Quentin James, one of the founders of The Collective PAC, an organization dedicated to electing Black lawmakers, said organizing helps make Black voters a larger share of the electorate, particularly in states like Georgia.
“Black voters are showing up,” James said. “Part of it is when we give Black voters something to vote for, great candidates with a great message, they show up.”
He added: “We’ve got to change the attitudes of white voters. That is something that the party has to do, but we shouldn’t do that work at the expense of engaging and turning out Black voters. And that’s been the challenge.”
James said his organization plans to help move about 26,000 voters to the polls through free ride-sharing programs — more than double the number in the general election — among other voter mobilization efforts. He said building an infrastructure of voters of color has been key.
“I think if anybody’s looking for lessons learned from, I think, around the country, it is in a place like Georgia and a place like Arizona and a place like Nevada — Democrats have been quietly investing in changing the electorates there,” he said.
Some Republicans are also hoping to tap into the diversifying electorate.
Scott Johnson, who serves on the Georgia Board of Education, said Republicans have work to do in appealing to diverse communities. He lives in Marietta, a booming suburb of the Atlanta metropolitan area that fueled the Democratic shift.
“On the street I live on — it’s a short street, there are seven houses on there — there are three African American families, a Middle Eastern family and three caucasian families who kind of look like me,” Johnson said after attending a Loeffler rally earlier in the runoff campaign. “And that’s great. Because we’re all friends. And I believe we all have the same values, largely.”
Nse Ufot, the CEO of the New Georgia Project, which Abrams founded, said the group has registered more than a half-million Black voters, as well as Asian and Hispanic voters. The group has been laser-focused on registering more voters ahead of the runoffs and making sure they get to the polls.
“I will say that the demographic shifts are the fire and organizing is absolutely the accelerant,” Ufot said.
“Phone calls, text messages, knocking on their doors and postcards, as well as digital ads, all together,” she said. “We’ve been wild, annoying, and we’re turning it. And we’re doubling down on that so that people get to see going out to vote as a way to stop the phone calls.”

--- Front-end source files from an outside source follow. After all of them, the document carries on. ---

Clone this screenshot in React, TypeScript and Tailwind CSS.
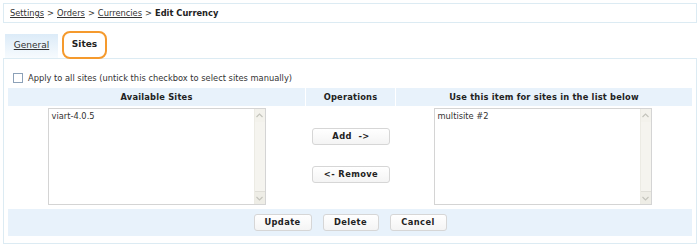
import React from "react";

function ScrollList({ items }: { items: string[] }) {
  return (
    <div className="flex w-[218px] h-[97px] border border-[#d4d4d4] bg-white">
      <div className="flex-1 pl-[3px] pt-[2px] leading-[11px]">
        {items.map((it) => (
          <div key={it}>{it}</div>
        ))}
      </div>
      <div className="w-[11px] flex flex-col justify-between bg-[#f5f4ef] border-l border-[#ecebe4]">
        <div className="h-[13px] flex items-center justify-center bg-[#f3f2ec]">
          <svg width="7" height="5" viewBox="0 0 7 5">
            <path d="M0.5 4 L3.5 1 L6.5 4" fill="none" stroke="#c4c4bc" strokeWidth="1.2" />
          </svg>
        </div>
        <div className="h-[13px] flex items-center justify-center bg-[#eeede6] border-t border-[#e0dfd8]">
          <svg width="7" height="5" viewBox="0 0 7 5">
            <path d="M0.5 1 L3.5 4 L6.5 1" fill="none" stroke="#c4c4bc" strokeWidth="1.2" />
          </svg>
        </div>
      </div>
    </div>
  );
}

function Btn({ children, w }: { children: React.ReactNode; w: string }) {
  return (
    <div
      className={`${w} h-[17px] flex items-center justify-center rounded-[3px] border border-[#d6d6d6] bg-gradient-to-b from-white to-[#f4f4f4] font-bold tracking-[0.4px] text-[#222]`}
    >
      {children}
    </div>
  );
}

export default function App() {
  return (
    <div
      className="w-[700px] h-[246px] bg-white px-[3px] pt-[3px] text-[8.3px] text-[#333]"
      style={{ fontFamily: '"DejaVu Sans", Verdana, sans-serif' }}
    >
      <div className="h-[20px] border border-[#dcebf3] flex items-center pl-[6px]">
        <span className="underline">Settings</span>
        <span className="mx-[3px]">&gt;</span>
        <span className="underline">Orders</span>
        <span className="mx-[3px]">&gt;</span>
        <span className="underline">Currencies</span>
        <span className="mx-[3px]">&gt;</span>
        <span className="font-bold text-[#222]">Edit Currency</span>
      </div>

      <div className="mt-[7px] flex items-end pl-[2px] h-[28px]">
        <div className="w-[53px] h-[24px] flex items-center justify-center bg-gradient-to-b from-[#dcebf8] to-[#f7fbfe] text-[9px]">
          <span className="underline">General</span>
        </div>
        <div className="ml-[4px] w-[45px] h-[28px] flex items-center justify-center rounded-[8px] border-2 border-[#f59a2d] font-bold text-[9px] text-[#222] relative top-[1px] bg-white">
          Sites
        </div>
      </div>

      <div className="h-[186px] border border-[#dcebf3] px-[4px]">
        <div className="mt-[12px] h-[14px] flex items-center pl-[5px]">
          <div className="w-[10px] h-[10px] border border-[#8ca1b8] bg-white" />
          <span className="ml-[5px]">Apply to all sites (untick this checkbox to select sites manually)</span>
        </div>

        <div className="mt-[3px] grid grid-cols-[297px_89px_296px] gap-x-[1px] bg-white h-[18px] font-bold text-[#222] tracking-[0.2px]">
          <div className="bg-[#e8f2fb] flex items-center justify-center">Available Sites</div>
          <div className="bg-[#e8f2fb] flex items-center justify-center">Operations</div>
          <div className="bg-[#e8f2fb] flex items-center justify-center">Use this item for sites in the list below</div>
        </div>

        <div className="grid grid-cols-[297px_90px_297px] h-[103px]">
          <div className="flex justify-center pt-[2px]">
            <ScrollList items={["viart-4.0.5"]} />
          </div>
          <div className="flex flex-col items-center pt-[22px] pl-[2px]">
            <Btn w="w-[78px]">Add&nbsp;&nbsp;-&gt;</Btn>
            <div className="mt-[21px]">
              <Btn w="w-[78px]">&lt;- Remove</Btn>
            </div>
          </div>
          <div className="flex justify-center pt-[2px] pr-[2px]">
            <ScrollList items={["multisite #2"]} />
          </div>
        </div>

        <div className="h-[27px] bg-[#e8f2fb] flex items-center justify-center gap-[11px]">
          <Btn w="w-[58px]">Update</Btn>
          <Btn w="w-[56px]">Delete</Btn>
          <Btn w="w-[57px]">Cancel</Btn>
        </div>
      </div>
    </div>
  );
}
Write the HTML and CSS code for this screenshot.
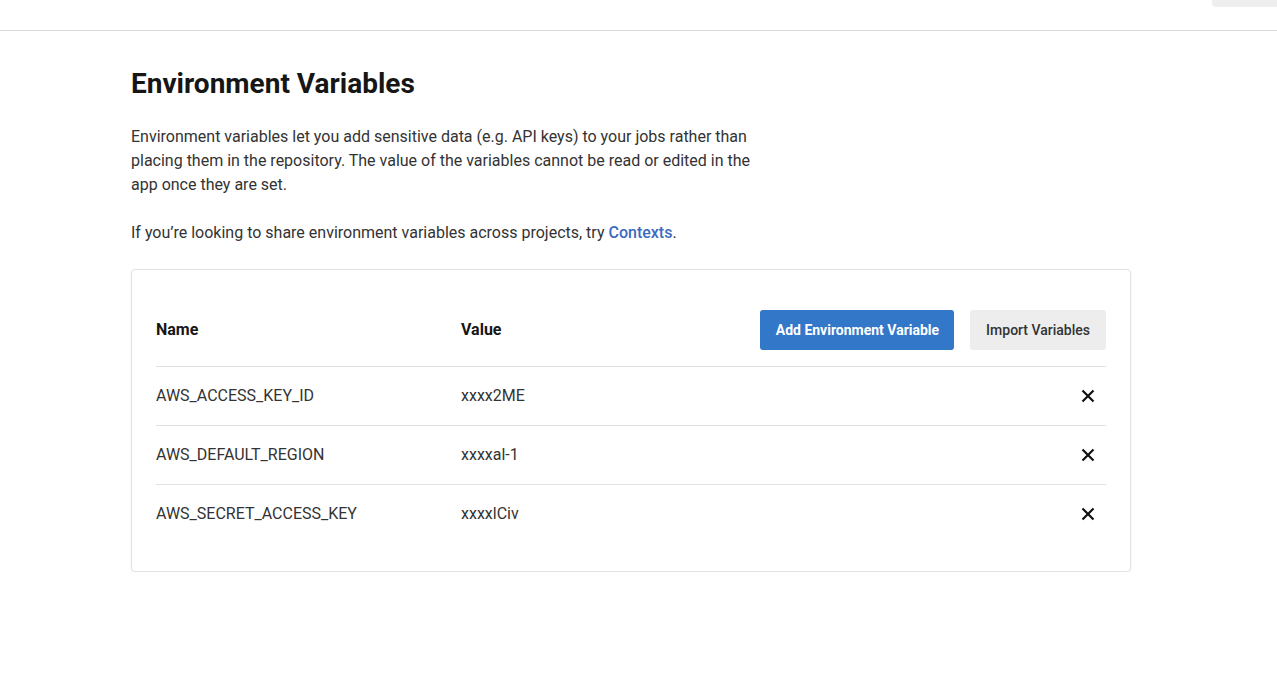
FILE: index.html
```html
<!DOCTYPE html>
<html>
<head>
<meta charset="utf-8">
<link rel="stylesheet" href="styles.css">
</head>
<body>
<header class="topbar">
  <div class="topbar-tab"></div>
</header>
<main class="content">
  <h1 class="title">Environment Variables</h1>
  <p class="desc">Environment variables let you add sensitive data (e.g. API keys) to your jobs rather than placing them in the repository. The value of the variables cannot be read or edited in the app once they are set.</p>
  <p class="desc">If you’re looking to share environment variables across projects, try <a class="link" href="#">Contexts</a>.</p>
  <section class="card">
    <div class="row head">
      <div class="col-name">Name</div>
      <div class="col-value">Value</div>
      <div class="actions">
        <button class="btn primary">Add Environment Variable</button>
        <button class="btn secondary">Import Variables</button>
      </div>
    </div>
    <div class="row">
      <div class="col-name">AWS_ACCESS_KEY_ID</div>
      <div class="col-value">xxxx2ME</div>
      <button class="del" aria-label="delete"><svg width="14" height="14" viewBox="0 0 14 14"><path d="M1.5 1.5L12.5 12.5M12.5 1.5L1.5 12.5" stroke="#111" stroke-width="2.2" fill="none"/></svg></button>
    </div>
    <div class="row">
      <div class="col-name">AWS_DEFAULT_REGION</div>
      <div class="col-value">xxxxal-1</div>
      <button class="del" aria-label="delete"><svg width="14" height="14" viewBox="0 0 14 14"><path d="M1.5 1.5L12.5 12.5M12.5 1.5L1.5 12.5" stroke="#111" stroke-width="2.2" fill="none"/></svg></button>
    </div>
    <div class="row last">
      <div class="col-name">AWS_SECRET_ACCESS_KEY</div>
      <div class="col-value">xxxxlCiv</div>
      <button class="del" aria-label="delete"><svg width="14" height="14" viewBox="0 0 14 14"><path d="M1.5 1.5L12.5 12.5M12.5 1.5L1.5 12.5" stroke="#111" stroke-width="2.2" fill="none"/></svg></button>
    </div>
  </section>
</main>
</body>
</html>
```
FILE: styles.css
```css
* { box-sizing: border-box; }
html, body { margin: 0; padding: 0; background: #fff; }
body {
  font-family: Roboto, "Liberation Sans", sans-serif;
  color: #333;
  font-size: 16px;
}
.topbar {
  height: 31px;
  border-bottom: 1px solid #d9d9d9;
  display: flex;
  justify-content: flex-end;
  align-items: flex-start;
}
.topbar-tab {
  width: 65px;
  height: 7px;
  background: #eeeeee;
  border-radius: 0 0 0 4px;
}
.content {
  margin-left: 131px;
  width: 1000px;
  padding-top: 37px;
}
.title {
  margin: 0 0 25px 0;
  font-size: 28px;
  line-height: 32px;
  font-weight: 700;
  color: #161616;
}
.desc {
  margin: 0 0 24px 0;
  max-width: 640px;
  line-height: 24px;
  color: #333;
}
.link {
  color: #3b6bc0;
  font-weight: 500;
  text-decoration: none;
}
.card {
  margin-top: 24px;
  border: 1px solid #e2e2e2;
  border-radius: 4px;
  box-shadow: 0 1px 3px rgba(0,0,0,0.06);
  padding: 24px 24px 28px 24px;
}
.row {
  display: flex;
  align-items: center;
  height: 59px;
  border-bottom: 1px solid #e2e2e2;
  color: #333;
}
.row.head {
  height: 73px;
  font-weight: 700;
  color: #161616;
}
.row.last { border-bottom: none; height: 58px; }
.col-name { width: 305px; margin-top: -2px; }
.col-value { flex: 1; margin-top: -2px; }
.actions { display: flex; gap: 16px; }
.btn {
  font-family: Roboto, "Liberation Sans", sans-serif;
  font-size: 14px;
  font-weight: 500;
  height: 40px;
  border: none;
  border-radius: 3px;
  padding: 0 16px;
}
.btn.primary { background: #3277c8; color: #fff; font-weight: 700; padding: 0 15px 0 16px; }
.btn.secondary { background: #ededed; color: #333; }
.del {
  border: none;
  background: none;
  padding: 0;
  width: 14px;
  height: 14px;
  margin-right: 11px;
  display: flex;
}
```
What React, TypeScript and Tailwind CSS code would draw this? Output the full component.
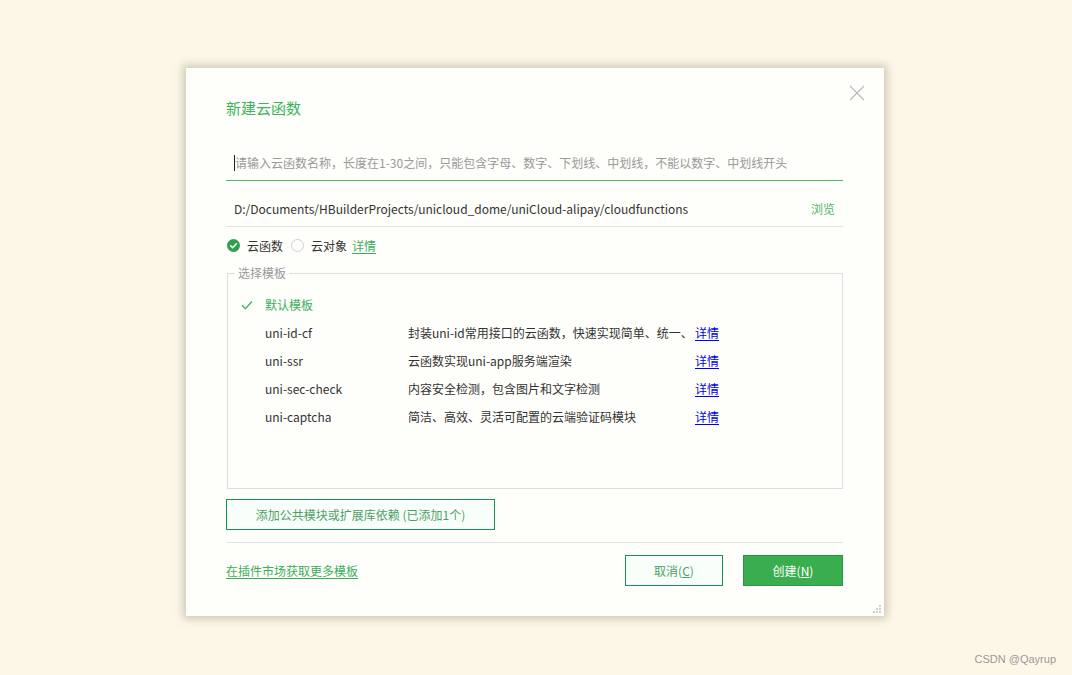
import React from 'react';

const templates = [
  { name: 'uni-id-cf', desc: '封装uni-id常用接口的云函数，快速实现简单、统一、' },
  { name: 'uni-ssr', desc: '云函数实现uni-app服务端渲染' },
  { name: 'uni-sec-check', desc: '内容安全检测，包含图片和文字检测' },
  { name: 'uni-captcha', desc: '简洁、高效、灵活可配置的云端验证码模块' },
];

function CloseIcon() {
  return (
    <svg width="16" height="16" viewBox="0 0 16 16" fill="none" stroke="#b8b8b8" strokeWidth={1.1}>
      <path d="M1 1L15 15M15 1L1 15" />
    </svg>
  );
}

function CheckedRadio() {
  return (
    <svg width="13" height="13" viewBox="0 0 13 13">
      <circle cx="6.5" cy="6.5" r="6.5" fill="#2f9e4f" />
      <path d="M3.6 6.7l2 2 3.8-3.9" fill="none" stroke="#fff" strokeWidth={1.6} strokeLinecap="round" strokeLinejoin="round" />
    </svg>
  );
}

function EmptyRadio() {
  return (
    <svg width="13" height="13" viewBox="0 0 13 13">
      <circle cx="6.5" cy="6.5" r="6" fill="#fff" stroke="#cfcfcf" strokeWidth={1} />
    </svg>
  );
}

function Tick() {
  return (
    <svg width="12" height="10" viewBox="0 0 12 10" fill="none" stroke="#3cae5a" strokeWidth={1.3}>
      <path d="M1 5.2l3.4 3.4L11 1.5" />
    </svg>
  );
}

export default function App() {
  return (
    <div
      className="min-h-[675px] w-full bg-[#fdf7e7] relative flex justify-center pt-[68px]"
      style={{ fontFamily: '"Noto Sans CJK SC", "Liberation Sans", sans-serif' }}
    >
      {/* dialog */}
      <div className="relative ml-[-2px] w-[698px] h-[548px] bg-[#fefefa] shadow-[0_0_8px_3px_rgba(120,115,95,0.35)] flex flex-col pl-10 pr-[41px] pt-[31px] text-[12px] text-[#333]">
        <button className="absolute right-[19px] top-[17px]">
          <CloseIcon />
        </button>

        <div className="text-[15px] leading-[18px] text-[#3db45b]">新建云函数</div>

        {/* name input */}
        <div className="mt-[28px] h-[36px] border-b border-[#4cb968] flex items-center pl-2">
          <span className="w-px h-[16px] bg-[#222]" />
          <span className="text-[#999] leading-[18px]">请输入云函数名称，长度在1-30之间，只能包含字母、数字、下划线、中划线，不能以数字、中划线开头</span>
        </div>

        {/* path */}
        <div className="flex items-center justify-between pl-2 pr-2 pt-[19px] pb-[9px] border-b border-[#e3e3e3] leading-[17px]">
          <span className="text-[#333]">D:/Documents/HBuilderProjects/unicloud_dome/uniCloud-alipay/cloudfunctions</span>
          <span className="text-[#52b56b]">浏览</span>
        </div>

        {/* type radios */}
        <div className="h-[37px] flex items-center pl-px">
          <CheckedRadio />
          <span className="ml-[7px]">云函数</span>
          <span className="ml-[8px]"><EmptyRadio /></span>
          <span className="ml-[7px]">云对象</span>
          <span className="ml-[5px] text-[#3cae5a] underline underline-offset-2">详情</span>
        </div>

        {/* templates */}
        <fieldset className="ml-px h-[225px] border border-[#dedede] pt-[9px]">
          <legend className="ml-[7px] px-[3px] text-[#9a9a9a] leading-[18px]">选择模板</legend>
          <div className="flex items-center h-[28px] pl-[13px]">
            <span className="w-[24px]"><Tick /></span>
            <span className="text-[#3cae5a]">默认模板</span>
          </div>
          {templates.map((t) => (
            <div key={t.name} className="flex items-center h-[28px] pl-[37px]">
              <span className="w-[143px]">{t.name}</span>
              <span className="w-[287px] whitespace-nowrap">{t.desc}</span>
              <span className="text-[#0000ee] underline underline-offset-2">详情</span>
            </div>
          ))}
        </fieldset>

        <div className="mt-[10px]">
          <button className="w-[269px] h-[31px] border border-[#17944f] bg-[#f8fef9] text-[#4e9e66] text-[12px]">
            添加公共模块或扩展库依赖 (已添加1个)
          </button>
        </div>

        <div className="mt-[12px] border-t border-[#e3e3e3] pt-[12px] flex items-center">
          <span className="text-[#3cae5a] underline underline-offset-2">在插件市场获取更多模板</span>
          <div className="ml-auto flex gap-[20px]">
            <button className="w-[98px] h-[31px] border border-[#17944f] bg-[#f8fef9] text-[#4e9e66]">
              取消(<span className="underline">C</span>)
            </button>
            <button className="w-[100px] h-[31px] border border-[#239a49] bg-[#3aad4f] text-white">
              创建(<span className="underline">N</span>)
            </button>
          </div>
        </div>

        {/* resize grip */}
        <div className="absolute right-[3px] bottom-[3px] grid grid-cols-3 gap-px">
          <span className="w-[2px] h-[2px]" />
          <span className="w-[2px] h-[2px]" />
          <span className="w-[2px] h-[2px] bg-[#cfcfcf]" />
          <span className="w-[2px] h-[2px]" />
          <span className="w-[2px] h-[2px] bg-[#cfcfcf]" />
          <span className="w-[2px] h-[2px] bg-[#cfcfcf]" />
          <span className="w-[2px] h-[2px] bg-[#cfcfcf]" />
          <span className="w-[2px] h-[2px] bg-[#cfcfcf]" />
          <span className="w-[2px] h-[2px] bg-[#cfcfcf]" />
        </div>
      </div>

      <div className="absolute right-[16px] bottom-[8px] text-[11px] text-[#999]" style={{ fontFamily: '"Liberation Sans", sans-serif' }}>
        CSDN @Qayrup
      </div>
    </div>
  );
}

At the core of the strategy, she said, is an “aggressive research agenda” to drive intensive voter mobilization efforts to get voters off the sidelines.
“Just because we’re Black, just because we’re millennials and Gen Z and just because we’re women, doesn’t automatically make us experts in Black politics,” Ufot said.
She said that as a Georgia resident, she has seen the demographic shifts and the changes particularly around the Atlanta suburbs and rural parts of the state.
“I think that often when people hear ‘rural voters’ that it’s code in their minds for white conservatives, and not only are there white progressives in rural Georgia, but a bunch of Black people,” she said.